> Given information
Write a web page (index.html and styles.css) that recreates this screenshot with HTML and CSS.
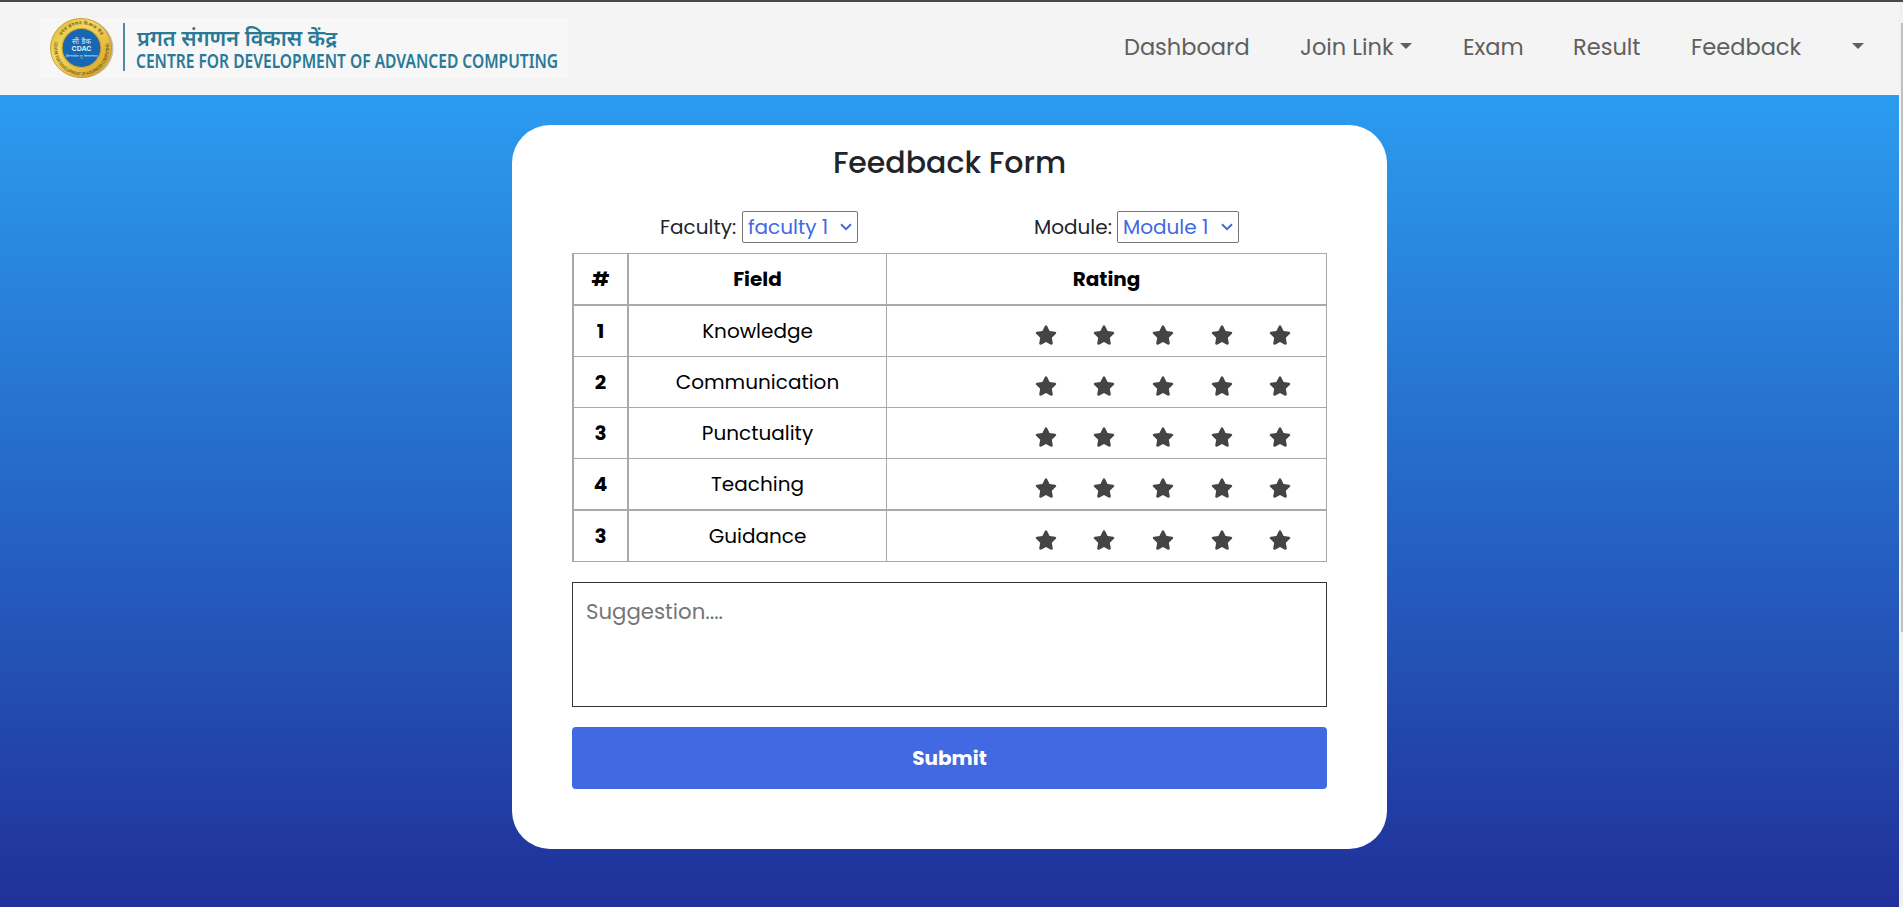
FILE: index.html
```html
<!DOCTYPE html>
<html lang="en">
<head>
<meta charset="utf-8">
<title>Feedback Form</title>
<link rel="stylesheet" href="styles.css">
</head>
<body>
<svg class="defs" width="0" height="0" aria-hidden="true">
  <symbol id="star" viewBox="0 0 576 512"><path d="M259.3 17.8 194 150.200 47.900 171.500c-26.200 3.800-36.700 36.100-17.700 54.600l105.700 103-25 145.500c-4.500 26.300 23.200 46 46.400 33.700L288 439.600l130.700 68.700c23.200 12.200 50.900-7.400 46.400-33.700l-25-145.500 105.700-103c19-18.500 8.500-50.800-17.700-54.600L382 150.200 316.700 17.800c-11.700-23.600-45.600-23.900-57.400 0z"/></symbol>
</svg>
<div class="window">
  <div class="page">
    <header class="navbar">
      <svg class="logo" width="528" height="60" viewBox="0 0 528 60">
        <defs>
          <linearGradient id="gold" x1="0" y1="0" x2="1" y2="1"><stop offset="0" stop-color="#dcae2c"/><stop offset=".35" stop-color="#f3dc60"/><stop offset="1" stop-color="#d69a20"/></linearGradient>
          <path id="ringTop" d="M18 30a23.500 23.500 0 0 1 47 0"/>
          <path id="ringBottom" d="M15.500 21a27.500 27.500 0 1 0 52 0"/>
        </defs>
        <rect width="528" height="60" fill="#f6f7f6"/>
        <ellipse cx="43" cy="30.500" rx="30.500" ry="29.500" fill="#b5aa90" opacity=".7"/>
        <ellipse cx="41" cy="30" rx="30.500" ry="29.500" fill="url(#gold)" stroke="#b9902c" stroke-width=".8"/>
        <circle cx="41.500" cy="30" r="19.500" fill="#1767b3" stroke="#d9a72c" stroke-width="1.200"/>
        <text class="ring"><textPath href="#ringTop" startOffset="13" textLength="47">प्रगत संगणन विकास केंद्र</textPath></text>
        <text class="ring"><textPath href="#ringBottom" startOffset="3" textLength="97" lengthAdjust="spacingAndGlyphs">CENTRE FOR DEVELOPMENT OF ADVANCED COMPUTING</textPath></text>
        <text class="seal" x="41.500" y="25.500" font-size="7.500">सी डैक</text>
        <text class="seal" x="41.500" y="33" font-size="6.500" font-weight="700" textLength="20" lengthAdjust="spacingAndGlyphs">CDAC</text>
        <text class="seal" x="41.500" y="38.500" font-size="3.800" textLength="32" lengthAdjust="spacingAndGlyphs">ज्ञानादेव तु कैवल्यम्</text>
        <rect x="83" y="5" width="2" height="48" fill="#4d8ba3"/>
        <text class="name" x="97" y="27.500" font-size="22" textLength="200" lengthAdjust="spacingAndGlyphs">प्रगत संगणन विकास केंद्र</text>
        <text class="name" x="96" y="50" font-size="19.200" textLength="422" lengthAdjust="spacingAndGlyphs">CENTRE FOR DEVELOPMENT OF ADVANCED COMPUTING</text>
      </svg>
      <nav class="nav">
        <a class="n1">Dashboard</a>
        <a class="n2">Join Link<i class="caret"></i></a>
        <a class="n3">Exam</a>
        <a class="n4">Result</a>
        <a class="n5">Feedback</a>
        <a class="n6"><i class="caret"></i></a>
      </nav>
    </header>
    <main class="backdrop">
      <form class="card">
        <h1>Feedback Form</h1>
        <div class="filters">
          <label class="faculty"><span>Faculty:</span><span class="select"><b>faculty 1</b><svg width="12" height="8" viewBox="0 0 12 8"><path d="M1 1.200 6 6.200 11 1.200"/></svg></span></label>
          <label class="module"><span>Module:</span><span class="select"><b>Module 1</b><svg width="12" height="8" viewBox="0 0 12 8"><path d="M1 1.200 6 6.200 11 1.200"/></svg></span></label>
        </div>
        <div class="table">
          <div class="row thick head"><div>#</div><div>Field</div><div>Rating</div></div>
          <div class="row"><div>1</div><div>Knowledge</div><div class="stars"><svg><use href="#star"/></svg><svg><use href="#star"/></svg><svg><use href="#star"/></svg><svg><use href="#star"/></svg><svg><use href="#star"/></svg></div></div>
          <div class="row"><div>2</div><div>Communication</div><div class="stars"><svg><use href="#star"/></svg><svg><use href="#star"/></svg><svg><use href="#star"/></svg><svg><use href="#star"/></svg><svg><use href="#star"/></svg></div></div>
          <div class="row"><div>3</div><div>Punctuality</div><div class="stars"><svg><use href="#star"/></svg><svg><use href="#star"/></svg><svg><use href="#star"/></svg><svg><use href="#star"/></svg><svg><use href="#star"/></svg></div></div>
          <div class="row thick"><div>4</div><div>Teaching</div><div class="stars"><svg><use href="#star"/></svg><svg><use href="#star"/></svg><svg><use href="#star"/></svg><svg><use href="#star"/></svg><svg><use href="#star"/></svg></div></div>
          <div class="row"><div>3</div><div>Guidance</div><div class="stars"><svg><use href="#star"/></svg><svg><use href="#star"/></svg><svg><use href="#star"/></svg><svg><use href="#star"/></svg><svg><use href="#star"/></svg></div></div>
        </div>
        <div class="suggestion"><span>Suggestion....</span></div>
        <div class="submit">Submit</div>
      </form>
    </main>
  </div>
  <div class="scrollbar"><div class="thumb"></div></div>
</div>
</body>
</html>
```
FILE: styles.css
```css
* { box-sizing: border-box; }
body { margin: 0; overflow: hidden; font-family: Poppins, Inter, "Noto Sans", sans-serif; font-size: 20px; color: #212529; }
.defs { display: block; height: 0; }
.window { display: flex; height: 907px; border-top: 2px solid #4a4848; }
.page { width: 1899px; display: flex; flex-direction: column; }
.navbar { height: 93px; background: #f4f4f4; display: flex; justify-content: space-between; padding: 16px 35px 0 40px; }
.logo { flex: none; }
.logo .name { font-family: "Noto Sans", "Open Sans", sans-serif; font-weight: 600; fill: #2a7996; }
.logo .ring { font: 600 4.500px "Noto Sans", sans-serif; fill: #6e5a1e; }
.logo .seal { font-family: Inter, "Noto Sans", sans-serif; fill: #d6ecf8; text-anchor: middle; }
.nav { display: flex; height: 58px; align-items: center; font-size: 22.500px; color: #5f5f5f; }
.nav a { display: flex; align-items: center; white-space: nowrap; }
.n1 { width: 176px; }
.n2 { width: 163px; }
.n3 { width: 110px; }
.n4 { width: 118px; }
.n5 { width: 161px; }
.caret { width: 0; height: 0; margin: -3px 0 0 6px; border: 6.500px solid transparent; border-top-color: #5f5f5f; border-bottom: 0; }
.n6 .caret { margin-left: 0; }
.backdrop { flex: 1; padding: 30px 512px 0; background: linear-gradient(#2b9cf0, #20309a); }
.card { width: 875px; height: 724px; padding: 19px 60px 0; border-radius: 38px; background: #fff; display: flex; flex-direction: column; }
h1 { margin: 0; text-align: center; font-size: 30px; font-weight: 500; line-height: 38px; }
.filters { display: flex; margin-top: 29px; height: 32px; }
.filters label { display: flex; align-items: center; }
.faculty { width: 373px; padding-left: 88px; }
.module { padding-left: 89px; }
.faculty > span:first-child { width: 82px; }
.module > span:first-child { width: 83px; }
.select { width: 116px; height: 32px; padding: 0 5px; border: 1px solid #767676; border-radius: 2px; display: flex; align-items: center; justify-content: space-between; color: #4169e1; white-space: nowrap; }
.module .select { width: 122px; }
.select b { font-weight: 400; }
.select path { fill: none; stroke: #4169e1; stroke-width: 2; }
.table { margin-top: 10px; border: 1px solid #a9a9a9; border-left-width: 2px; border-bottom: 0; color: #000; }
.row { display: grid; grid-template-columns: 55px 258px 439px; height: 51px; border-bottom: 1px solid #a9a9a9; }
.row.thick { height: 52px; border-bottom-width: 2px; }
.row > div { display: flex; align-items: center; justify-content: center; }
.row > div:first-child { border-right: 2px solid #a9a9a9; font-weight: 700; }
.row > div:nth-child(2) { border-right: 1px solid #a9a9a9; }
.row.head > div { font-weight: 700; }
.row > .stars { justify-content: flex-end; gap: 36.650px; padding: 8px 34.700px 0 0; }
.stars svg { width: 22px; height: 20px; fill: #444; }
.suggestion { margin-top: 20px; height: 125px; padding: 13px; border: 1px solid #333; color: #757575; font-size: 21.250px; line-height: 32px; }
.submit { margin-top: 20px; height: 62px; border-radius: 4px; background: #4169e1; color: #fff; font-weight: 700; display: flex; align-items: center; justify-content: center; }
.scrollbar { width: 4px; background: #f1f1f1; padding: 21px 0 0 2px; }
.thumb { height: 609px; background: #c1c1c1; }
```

> The exercise
Go through the material above and count the lines that contain "page"; give that number alone.

> Written response
3